# STATED GOAL:
Please set down all the lines beneath this one exactly, without the pictures.

....

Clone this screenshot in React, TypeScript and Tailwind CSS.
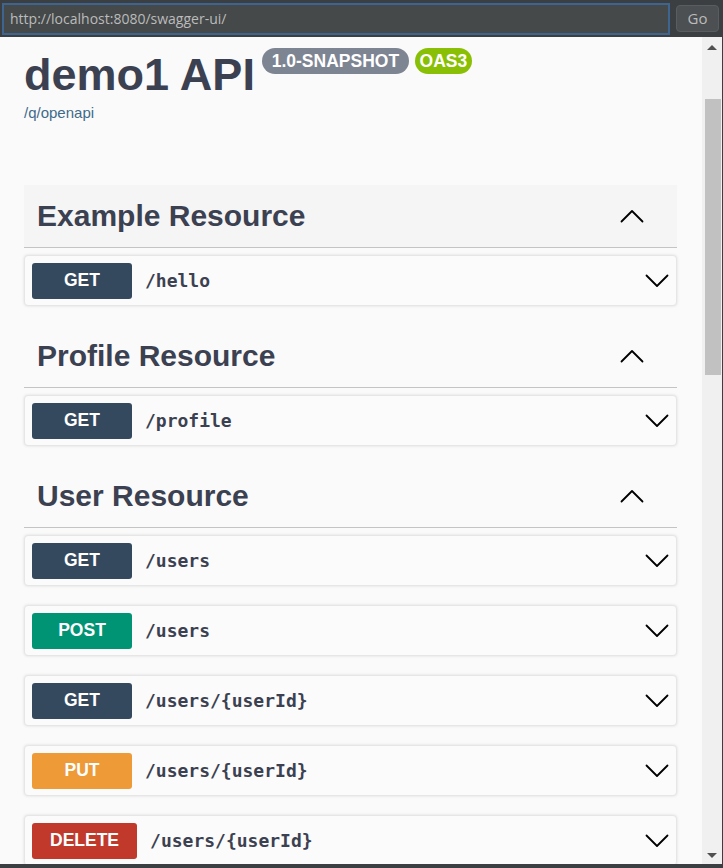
import React from "react";

type Method = "GET" | "POST" | "PUT" | "DELETE";

interface Operation {
  method: Method;
  path: string;
}

interface Tag {
  name: string;
  ops: Operation[];
  hovered?: boolean;
}

const methodBg: Record<Method, string> = {
  GET: "bg-[#35495e]",
  POST: "bg-[#009474]",
  PUT: "bg-[#ee9a36]",
  DELETE: "bg-[#c0392b]",
};

const tags: Tag[] = [
  { name: "Example Resource", hovered: true, ops: [{ method: "GET", path: "/hello" }] },
  { name: "Profile Resource", ops: [{ method: "GET", path: "/profile" }] },
  {
    name: "User Resource",
    ops: [
      { method: "GET", path: "/users" },
      { method: "POST", path: "/users" },
      { method: "GET", path: "/users/{userId}" },
      { method: "PUT", path: "/users/{userId}" },
      { method: "DELETE", path: "/users/{userId}" },
    ],
  },
];

function Chevron({ up }: { up?: boolean }) {
  return (
    <svg width="24" height="14" viewBox="0 0 24 14" fill="none" className="shrink-0">
      <path
        d={up ? "M1.5 12.5 L12 2 L22.5 12.5" : "M1.5 1.5 L12 12 L22.5 1.5"}
        stroke="#000"
        strokeWidth="1.8"
        strokeLinecap="round"
        strokeLinejoin="round"
      />
    </svg>
  );
}

function OperationRow({ op }: { op: Operation }) {
  return (
    <div className="h-[51px] mb-[19px] rounded-[4px] border border-[#e6e6e6] bg-[#fbfbfb] shadow-[0_0_3px_rgba(0,0,0,0.12)] flex items-center pl-[7px] pr-[7px]">
      {/* Badge méthode */}
      <div
        className={`h-[36px] min-w-[100px] px-[18px] rounded-[3px] flex items-center justify-center text-white font-bold text-[17.5px] ${methodBg[op.method]}`}
      >
        {op.method}
      </div>
      <span className="ml-[13px] flex-1 font-['DejaVu_Sans_Mono',monospace] font-bold text-[18px] text-[#3b4151]">
        {op.path}
      </span>
      <Chevron />
    </div>
  );
}

function TagSection({ tag }: { tag: Tag }) {
  return (
    <div>
      <div
        className={`h-[63px] flex items-center justify-between pl-[13px] pr-[33px] border-b border-[#c4c4c4] mb-[7px] ${
          tag.hovered ? "bg-[#f5f5f5]" : ""
        }`}
      >
        <h3 className="text-[30px] font-bold text-[#3b4151] leading-none">{tag.name}</h3>
        <Chevron up />
      </div>
      {tag.ops.map((op, i) => (
        <OperationRow key={i} op={op} />
      ))}
    </div>
  );
}

export default function App() {
  return (
    <div className="w-[723px] h-[868px] overflow-hidden bg-[#3c3f41] flex flex-col font-['Liberation_Sans',Arial,sans-serif]">
      {/* ── Barre d'adresse ── */}
      <div className="h-[37px] shrink-0 flex items-center pl-[2px] pr-[4px] gap-[6px]">
        <div className="h-[32px] flex-1 border-2 border-[#3e6590] bg-[#45494a] flex items-center pl-[6px] text-[14px] text-[#bbbbbb] font-['Open_Sans',sans-serif]">
          http://localhost:8080/swagger-ui/
        </div>
        <div className="h-[27px] w-[43px] rounded-[4px] border border-[#5a5d5f] bg-[#4c5052] flex items-center justify-center text-[15px] text-[#bbbbbb] font-['Open_Sans',sans-serif]">
          Go
        </div>
      </div>

      {/* ── Fenêtre de la page ── */}
      <div className="flex-1 flex min-h-0 pb-[4px] pr-[1px]">
        <div className="flex-1 bg-[#fafafa] overflow-hidden px-[24px] pr-[25px]">
          {/* Info */}
          <div className="pt-[12px] flex items-start">
            <h1 className="text-[45px] font-bold text-[#3b4151] leading-[1.15]">demo1 API</h1>
            <span className="ml-[7px] mt-[-1px] h-[26px] w-[147px] rounded-full bg-[#7d8492] text-white font-bold text-[17.5px] flex items-center justify-center">
              1.0-SNAPSHOT
            </span>
            <span className="ml-[6px] mt-[-1px] h-[26px] w-[57px] rounded-full bg-[#89bf04] text-white font-bold text-[17.5px] flex items-center justify-center">
              OAS3
            </span>
          </div>
          <div className="mt-[3px] text-[15px] text-[#3f6a8a] leading-[1.15]">/q/openapi</div>

          <div className="mt-[64px]">
            {tags.map((t) => (
              <TagSection key={t.name} tag={t} />
            ))}
          </div>
        </div>

        {/* Barre de défilement */}
        <div className="w-[20px] bg-[#f0f0f0] flex flex-col items-center">
          <div className="h-[20px] flex items-center justify-center">
            <div className="w-0 h-0 border-l-[5px] border-r-[5px] border-b-[5px] border-l-transparent border-r-transparent border-b-[#505050]" />
          </div>
          <div className="mt-[42px] h-[276px] w-[16px] ml-[2px] bg-[#c1c1c1]" />
          <div className="flex-1" />
          <div className="h-[18px] flex items-center justify-center">
            <div className="w-0 h-0 border-l-[5px] border-r-[5px] border-t-[5px] border-l-transparent border-r-transparent border-t-[#505050]" />
          </div>
        </div>
      </div>
    </div>
  );
}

....

# SOLUTION TO THIS PROBLEM:
Clone this screenshot in React, TypeScript and Tailwind CSS.
import React from "react";

type Method = "GET" | "POST" | "PUT" | "DELETE";

interface Operation {
  method: Method;
  path: string;
}

interface Tag {
  name: string;
  ops: Operation[];
  hovered?: boolean;
}

const methodBg: Record<Method, string> = {
  GET: "bg-[#35495e]",
  POST: "bg-[#009474]",
  PUT: "bg-[#ee9a36]",
  DELETE: "bg-[#c0392b]",
};

const tags: Tag[] = [
  { name: "Example Resource", hovered: true, ops: [{ method: "GET", path: "/hello" }] },
  { name: "Profile Resource", ops: [{ method: "GET", path: "/profile" }] },
  {
    name: "User Resource",
    ops: [
      { method: "GET", path: "/users" },
      { method: "POST", path: "/users" },
      { method: "GET", path: "/users/{userId}" },
      { method: "PUT", path: "/users/{userId}" },
      { method: "DELETE", path: "/users/{userId}" },
    ],
  },
];

function Chevron({ up }: { up?: boolean }) {
  return (
    <svg width="24" height="14" viewBox="0 0 24 14" fill="none" className="shrink-0">
      <path
        d={up ? "M1.5 12.5 L12 2 L22.5 12.5" : "M1.5 1.5 L12 12 L22.5 1.5"}
        stroke="#000"
        strokeWidth="1.8"
        strokeLinecap="round"
        strokeLinejoin="round"
      />
    </svg>
  );
}

function OperationRow({ op }: { op: Operation }) {
  return (
    <div className="h-[51px] mb-[19px] rounded-[4px] border border-[#e6e6e6] bg-[#fbfbfb] shadow-[0_0_3px_rgba(0,0,0,0.12)] flex items-center pl-[7px] pr-[7px]">
      {/* Badge méthode */}
      <div
        className={`h-[36px] min-w-[100px] px-[18px] rounded-[3px] flex items-center justify-center text-white font-bold text-[17.5px] ${methodBg[op.method]}`}
      >
        {op.method}
      </div>
      <span className="ml-[13px] flex-1 font-['DejaVu_Sans_Mono',monospace] font-bold text-[18px] text-[#3b4151]">
        {op.path}
      </span>
      <Chevron />
    </div>
  );
}

function TagSection({ tag }: { tag: Tag }) {
  return (
    <div>
      <div
        className={`h-[63px] flex items-center justify-between pl-[13px] pr-[33px] border-b border-[#c4c4c4] mb-[7px] ${
          tag.hovered ? "bg-[#f5f5f5]" : ""
        }`}
      >
        <h3 className="text-[30px] font-bold text-[#3b4151] leading-none">{tag.name}</h3>
        <Chevron up />
      </div>
      {tag.ops.map((op, i) => (
        <OperationRow key={i} op={op} />
      ))}
    </div>
  );
}

export default function App() {
  return (
    <div className="w-[723px] h-[868px] overflow-hidden bg-[#3c3f41] flex flex-col font-['Liberation_Sans',Arial,sans-serif]">
      {/* ── Barre d'adresse ── */}
      <div className="h-[37px] shrink-0 flex items-center pl-[2px] pr-[4px] gap-[6px]">
        <div className="h-[32px] flex-1 border-2 border-[#3e6590] bg-[#45494a] flex items-center pl-[6px] text-[14px] text-[#bbbbbb] font-['Open_Sans',sans-serif]">
          http://localhost:8080/swagger-ui/
        </div>
        <div className="h-[27px] w-[43px] rounded-[4px] border border-[#5a5d5f] bg-[#4c5052] flex items-center justify-center text-[15px] text-[#bbbbbb] font-['Open_Sans',sans-serif]">
          Go
        </div>
      </div>

      {/* ── Fenêtre de la page ── */}
      <div className="flex-1 flex min-h-0 pb-[4px] pr-[1px]">
        <div className="flex-1 bg-[#fafafa] overflow-hidden px-[24px] pr-[25px]">
          {/* Info */}
          <div className="pt-[12px] flex items-start">
            <h1 className="text-[45px] font-bold text-[#3b4151] leading-[1.15]">demo1 API</h1>
            <span className="ml-[7px] mt-[-1px] h-[26px] w-[147px] rounded-full bg-[#7d8492] text-white font-bold text-[17.5px] flex items-center justify-center">
              1.0-SNAPSHOT
            </span>
            <span className="ml-[6px] mt-[-1px] h-[26px] w-[57px] rounded-full bg-[#89bf04] text-white font-bold text-[17.5px] flex items-center justify-center">
              OAS3
            </span>
          </div>
          <div className="mt-[3px] text-[15px] text-[#3f6a8a] leading-[1.15]">/q/openapi</div>

          <div className="mt-[64px]">
            {tags.map((t) => (
              <TagSection key={t.name} tag={t} />
            ))}
          </div>
        </div>

        {/* Barre de défilement */}
        <div className="w-[20px] bg-[#f0f0f0] flex flex-col items-center">
          <div className="h-[20px] flex items-center justify-center">
            <div className="w-0 h-0 border-l-[5px] border-r-[5px] border-b-[5px] border-l-transparent border-r-transparent border-b-[#505050]" />
          </div>
          <div className="mt-[42px] h-[276px] w-[16px] ml-[2px] bg-[#c1c1c1]" />
          <div className="flex-1" />
          <div className="h-[18px] flex items-center justify-center">
            <div className="w-0 h-0 border-l-[5px] border-r-[5px] border-t-[5px] border-l-transparent border-r-transparent border-t-[#505050]" />
          </div>
        </div>
      </div>
    </div>
  );
}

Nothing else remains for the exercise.